Start ENTRIES PROVIDED
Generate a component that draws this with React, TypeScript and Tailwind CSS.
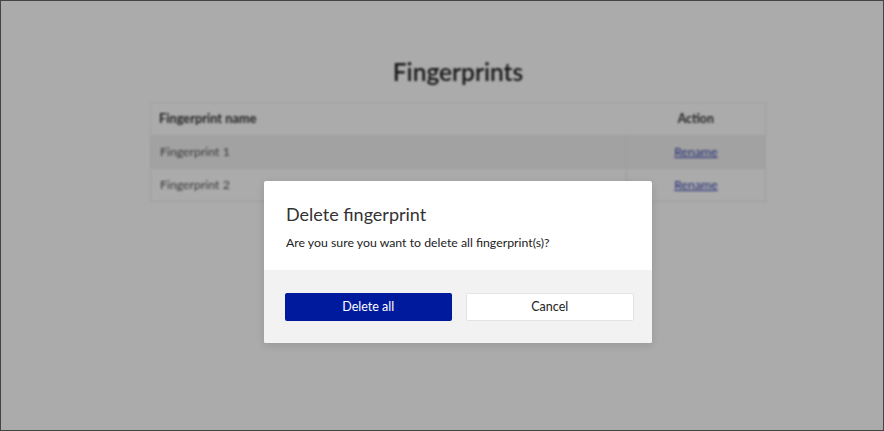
import React from 'react';

const rows = ['Fingerprint 1', 'Fingerprint 2'];

const FingerprintTable: React.FC = () => (
  <div className="flex flex-col items-center pt-[55px] pl-[32px] blur-[1px]">
    <h1 className="text-[24.5px] font-semibold leading-[32px] text-[#222]">Fingerprints</h1>
    <table className="mt-[14px] w-[616px] border-collapse text-[12.3px]">
      <thead>
        <tr className="h-[33px] border border-[#f0f0f0]">
          <th className="pl-[8px] text-left text-[12.8px] font-bold text-[#333]">Fingerprint name</th>
          <th className="w-[139px] text-center font-bold text-[#333]">Action</th>
        </tr>
      </thead>
      <tbody>
        {rows.map((name, i) => (
          <tr key={name} className={`h-[33px] border border-[#ececec] ${i === 0 ? 'bg-[#f2f2f2]' : 'bg-white'}`}>
            <td className="pl-[9px] text-[#555]">{name}</td>
            <td className="border-l border-[#ececec] text-center">
              <a href="#" className="text-[#2a3ba8] underline">Rename</a>
            </td>
          </tr>
        ))}
      </tbody>
    </table>
  </div>
);

const DeleteDialog: React.FC = () => (
  <div className="w-[388px] overflow-hidden rounded-[2px] bg-white shadow-[0_2px_8px_rgba(0,0,0,0.12)]">
    <div className="px-[22px] pt-[21px] pb-[17px]">
      <h2 className="text-[18px] leading-[24px] text-[#333]">Delete fingerprint</h2>
      <p className="mt-[7px] text-[12.3px] leading-[20px] text-[#222]">
        Are you sure you want to delete all fingerprint(s)?
      </p>
    </div>
    <div className="flex gap-[14px] bg-[#f2f2f2] pl-[21px] pr-[18px] pt-[23px] pb-[22px]">
      <button className="h-[28px] flex-1 rounded-[2px] bg-[#001a9e] text-[12.5px] text-white">
        Delete all
      </button>
      <button className="h-[28px] flex-1 rounded-[2px] border border-[#e3e3e3] bg-white text-[12.5px] text-[#222]">
        Cancel
      </button>
    </div>
  </div>
);

export default function App() {
  return (
    <div
      className="relative h-[431px] w-[884px] overflow-hidden border border-[#444] bg-white"
      style={{ fontFamily: 'Lato, "Noto Sans", sans-serif' }}
    >
      <FingerprintTable />
      <div className="absolute inset-0 flex items-start justify-center bg-black/[0.33] pt-[180px] pl-[32px]">
        <DeleteDialog />
      </div>
    </div>
  );
}
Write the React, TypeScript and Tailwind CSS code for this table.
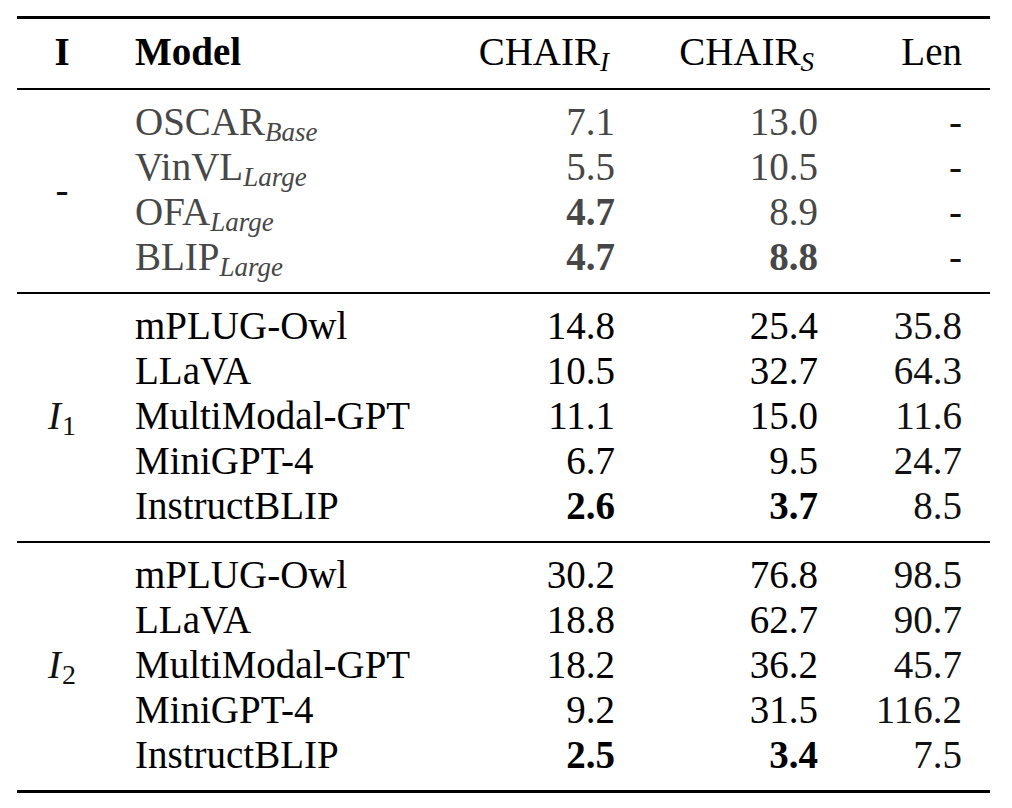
import React from 'react'

interface Row {
  model: string
  sub?: string
  ci: string
  cs: string
  len: string
  boldI?: boolean
  boldS?: boolean
}

interface Section {
  label: React.ReactNode
  muted?: boolean
  rows: Row[]
}

const SECTIONS: Section[] = [
  {
    label: '-',
    muted: true,
    rows: [
      { model: 'OSCAR', sub: 'Base', ci: '7.1', cs: '13.0', len: '-' },
      { model: 'VinVL', sub: 'Large', ci: '5.5', cs: '10.5', len: '-' },
      { model: 'OFA', sub: 'Large', ci: '4.7', cs: '8.9', len: '-', boldI: true },
      { model: 'BLIP', sub: 'Large', ci: '4.7', cs: '8.8', len: '-', boldI: true, boldS: true },
    ],
  },
  {
    label: <MathI n="1" />,
    rows: [
      { model: 'mPLUG-Owl', ci: '14.8', cs: '25.4', len: '35.8' },
      { model: 'LLaVA', ci: '10.5', cs: '32.7', len: '64.3' },
      { model: 'MultiModal-GPT', ci: '11.1', cs: '15.0', len: '11.6' },
      { model: 'MiniGPT-4', ci: '6.7', cs: '9.5', len: '24.7' },
      { model: 'InstructBLIP', ci: '2.6', cs: '3.7', len: '8.5', boldI: true, boldS: true },
    ],
  },
  {
    label: <MathI n="2" />,
    rows: [
      { model: 'mPLUG-Owl', ci: '30.2', cs: '76.8', len: '98.5' },
      { model: 'LLaVA', ci: '18.8', cs: '62.7', len: '90.7' },
      { model: 'MultiModal-GPT', ci: '18.2', cs: '36.2', len: '45.7' },
      { model: 'MiniGPT-4', ci: '9.2', cs: '31.5', len: '116.2' },
      { model: 'InstructBLIP', ci: '2.5', cs: '3.4', len: '7.5', boldI: true, boldS: true },
    ],
  },
]

function MathI({ n }: { n: string }) {
  return (
    <span>
      <span className="italic">I</span>
      <span className="text-[28px] leading-[0] align-[-6px] ml-[1px]">{n}</span>
    </span>
  )
}

// subscript that does not push the line box open
function Sub({ children }: { children: React.ReactNode }) {
  return <span className="italic text-[27px] leading-[0] align-[-6px]">{children}</span>
}

const COLS = 'grid grid-cols-[280px_200px_203px_144px]'

export default function App() {
  return (
    <div className="w-[1012px] h-[808px] bg-white pl-[17px] pr-[22px] pt-[16px] font-['Liberation_Serif','Times_New_Roman',serif] text-[39px] leading-[45px] text-black">
      <div className="h-[3px] bg-black" />

      {/* Header */}
      <div className="flex pt-[10px] pb-[14px]">
        <div className="w-[118px] pr-[28px] text-center font-bold">I</div>
        <div className={COLS}>
          <div className="font-bold">Model</div>
          <div className="text-right pr-[6px]">
            CHAIR<Sub>I</Sub>
          </div>
          <div className="text-right pr-[4px]">
            CHAIR<Sub>S</Sub>
          </div>
          <div className="text-right">Len</div>
        </div>
      </div>

      {SECTIONS.map((section, si) => (
        <div key={si}>
          <div className="h-[2px] bg-black" />
          <div className="flex pt-[9px] pb-[13px]">
            <div className="w-[118px] pr-[28px] flex items-center justify-center text-[#111]">
              {section.label}
            </div>
            <div className="flex flex-col">
              {section.rows.map((r, ri) => (
                <div key={ri} className={COLS}>
                  <div className={section.muted ? 'text-[#474747]' : ''}>
                    {r.model}
                    {r.sub && <Sub>{r.sub}</Sub>}
                  </div>
                  <div className={`text-right ${section.muted ? 'text-[#474747]' : ''} ${r.boldI ? 'font-bold' : ''}`}>
                    {r.ci}
                  </div>
                  <div className={`text-right ${section.muted ? 'text-[#474747]' : ''} ${r.boldS ? 'font-bold' : ''}`}>
                    {r.cs}
                  </div>
                  <div className="text-right text-[#111]">{r.len}</div>
                </div>
              ))}
            </div>
          </div>
        </div>
      ))}

      <div className="h-[3px] bg-black" />
    </div>
  )
}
End ENTRIES PROVIDED
» **PROMPT**
Pictures are to be left out; all else in the entries above is to be quoted exactly.

» **REPLY TO THE EXERCISE**
Generate a component that draws this with React, TypeScript and Tailwind CSS.
import React from 'react';

const rows = ['Fingerprint 1', 'Fingerprint 2'];

const FingerprintTable: React.FC = () => (
  <div className="flex flex-col items-center pt-[55px] pl-[32px] blur-[1px]">
    <h1 className="text-[24.5px] font-semibold leading-[32px] text-[#222]">Fingerprints</h1>
    <table className="mt-[14px] w-[616px] border-collapse text-[12.3px]">
      <thead>
        <tr className="h-[33px] border border-[#f0f0f0]">
          <th className="pl-[8px] text-left text-[12.8px] font-bold text-[#333]">Fingerprint name</th>
          <th className="w-[139px] text-center font-bold text-[#333]">Action</th>
        </tr>
      </thead>
      <tbody>
        {rows.map((name, i) => (
          <tr key={name} className={`h-[33px] border border-[#ececec] ${i === 0 ? 'bg-[#f2f2f2]' : 'bg-white'}`}>
            <td className="pl-[9px] text-[#555]">{name}</td>
            <td className="border-l border-[#ececec] text-center">
              <a href="#" className="text-[#2a3ba8] underline">Rename</a>
            </td>
          </tr>
        ))}
      </tbody>
    </table>
  </div>
);

const DeleteDialog: React.FC = () => (
  <div className="w-[388px] overflow-hidden rounded-[2px] bg-white shadow-[0_2px_8px_rgba(0,0,0,0.12)]">
    <div className="px-[22px] pt-[21px] pb-[17px]">
      <h2 className="text-[18px] leading-[24px] text-[#333]">Delete fingerprint</h2>
      <p className="mt-[7px] text-[12.3px] leading-[20px] text-[#222]">
        Are you sure you want to delete all fingerprint(s)?
      </p>
    </div>
    <div className="flex gap-[14px] bg-[#f2f2f2] pl-[21px] pr-[18px] pt-[23px] pb-[22px]">
      <button className="h-[28px] flex-1 rounded-[2px] bg-[#001a9e] text-[12.5px] text-white">
        Delete all
      </button>
      <button className="h-[28px] flex-1 rounded-[2px] border border-[#e3e3e3] bg-white text-[12.5px] text-[#222]">
        Cancel
      </button>
    </div>
  </div>
);

export default function App() {
  return (
    <div
      className="relative h-[431px] w-[884px] overflow-hidden border border-[#444] bg-white"
      style={{ fontFamily: 'Lato, "Noto Sans", sans-serif' }}
    >
      <FingerprintTable />
      <div className="absolute inset-0 flex items-start justify-center bg-black/[0.33] pt-[180px] pl-[32px]">
        <DeleteDialog />
      </div>
    </div>
  );
}
Write the React, TypeScript and Tailwind CSS code for this table.
import React from 'react'

interface Row {
  model: string
  sub?: string
  ci: string
  cs: string
  len: string
  boldI?: boolean
  boldS?: boolean
}

interface Section {
  label: React.ReactNode
  muted?: boolean
  rows: Row[]
}

const SECTIONS: Section[] = [
  {
    label: '-',
    muted: true,
    rows: [
      { model: 'OSCAR', sub: 'Base', ci: '7.1', cs: '13.0', len: '-' },
      { model: 'VinVL', sub: 'Large', ci: '5.5', cs: '10.5', len: '-' },
      { model: 'OFA', sub: 'Large', ci: '4.7', cs: '8.9', len: '-', boldI: true },
      { model: 'BLIP', sub: 'Large', ci: '4.7', cs: '8.8', len: '-', boldI: true, boldS: true },
    ],
  },
  {
    label: <MathI n="1" />,
    rows: [
      { model: 'mPLUG-Owl', ci: '14.8', cs: '25.4', len: '35.8' },
      { model: 'LLaVA', ci: '10.5', cs: '32.7', len: '64.3' },
      { model: 'MultiModal-GPT', ci: '11.1', cs: '15.0', len: '11.6' },
      { model: 'MiniGPT-4', ci: '6.7', cs: '9.5', len: '24.7' },
      { model: 'InstructBLIP', ci: '2.6', cs: '3.7', len: '8.5', boldI: true, boldS: true },
    ],
  },
  {
    label: <MathI n="2" />,
    rows: [
      { model: 'mPLUG-Owl', ci: '30.2', cs: '76.8', len: '98.5' },
      { model: 'LLaVA', ci: '18.8', cs: '62.7', len: '90.7' },
      { model: 'MultiModal-GPT', ci: '18.2', cs: '36.2', len: '45.7' },
      { model: 'MiniGPT-4', ci: '9.2', cs: '31.5', len: '116.2' },
      { model: 'InstructBLIP', ci: '2.5', cs: '3.4', len: '7.5', boldI: true, boldS: true },
    ],
  },
]

function MathI({ n }: { n: string }) {
  return (
    <span>
      <span className="italic">I</span>
      <span className="text-[28px] leading-[0] align-[-6px] ml-[1px]">{n}</span>
    </span>
  )
}

// subscript that does not push the line box open
function Sub({ children }: { children: React.ReactNode }) {
  return <span className="italic text-[27px] leading-[0] align-[-6px]">{children}</span>
}

const COLS = 'grid grid-cols-[280px_200px_203px_144px]'

export default function App() {
  return (
    <div className="w-[1012px] h-[808px] bg-white pl-[17px] pr-[22px] pt-[16px] font-['Liberation_Serif','Times_New_Roman',serif] text-[39px] leading-[45px] text-black">
      <div className="h-[3px] bg-black" />

      {/* Header */}
      <div className="flex pt-[10px] pb-[14px]">
        <div className="w-[118px] pr-[28px] text-center font-bold">I</div>
        <div className={COLS}>
          <div className="font-bold">Model</div>
          <div className="text-right pr-[6px]">
            CHAIR<Sub>I</Sub>
          </div>
          <div className="text-right pr-[4px]">
            CHAIR<Sub>S</Sub>
          </div>
          <div className="text-right">Len</div>
        </div>
      </div>

      {SECTIONS.map((section, si) => (
        <div key={si}>
          <div className="h-[2px] bg-black" />
          <div className="flex pt-[9px] pb-[13px]">
            <div className="w-[118px] pr-[28px] flex items-center justify-center text-[#111]">
              {section.label}
            </div>
            <div className="flex flex-col">
              {section.rows.map((r, ri) => (
                <div key={ri} className={COLS}>
                  <div className={section.muted ? 'text-[#474747]' : ''}>
                    {r.model}
                    {r.sub && <Sub>{r.sub}</Sub>}
                  </div>
                  <div className={`text-right ${section.muted ? 'text-[#474747]' : ''} ${r.boldI ? 'font-bold' : ''}`}>
                    {r.ci}
                  </div>
                  <div className={`text-right ${section.muted ? 'text-[#474747]' : ''} ${r.boldS ? 'font-bold' : ''}`}>
                    {r.cs}
                  </div>
                  <div className="text-right text-[#111]">{r.len}</div>
                </div>
              ))}
            </div>
          </div>
        </div>
      ))}

      <div className="h-[3px] bg-black" />
    </div>
  )
}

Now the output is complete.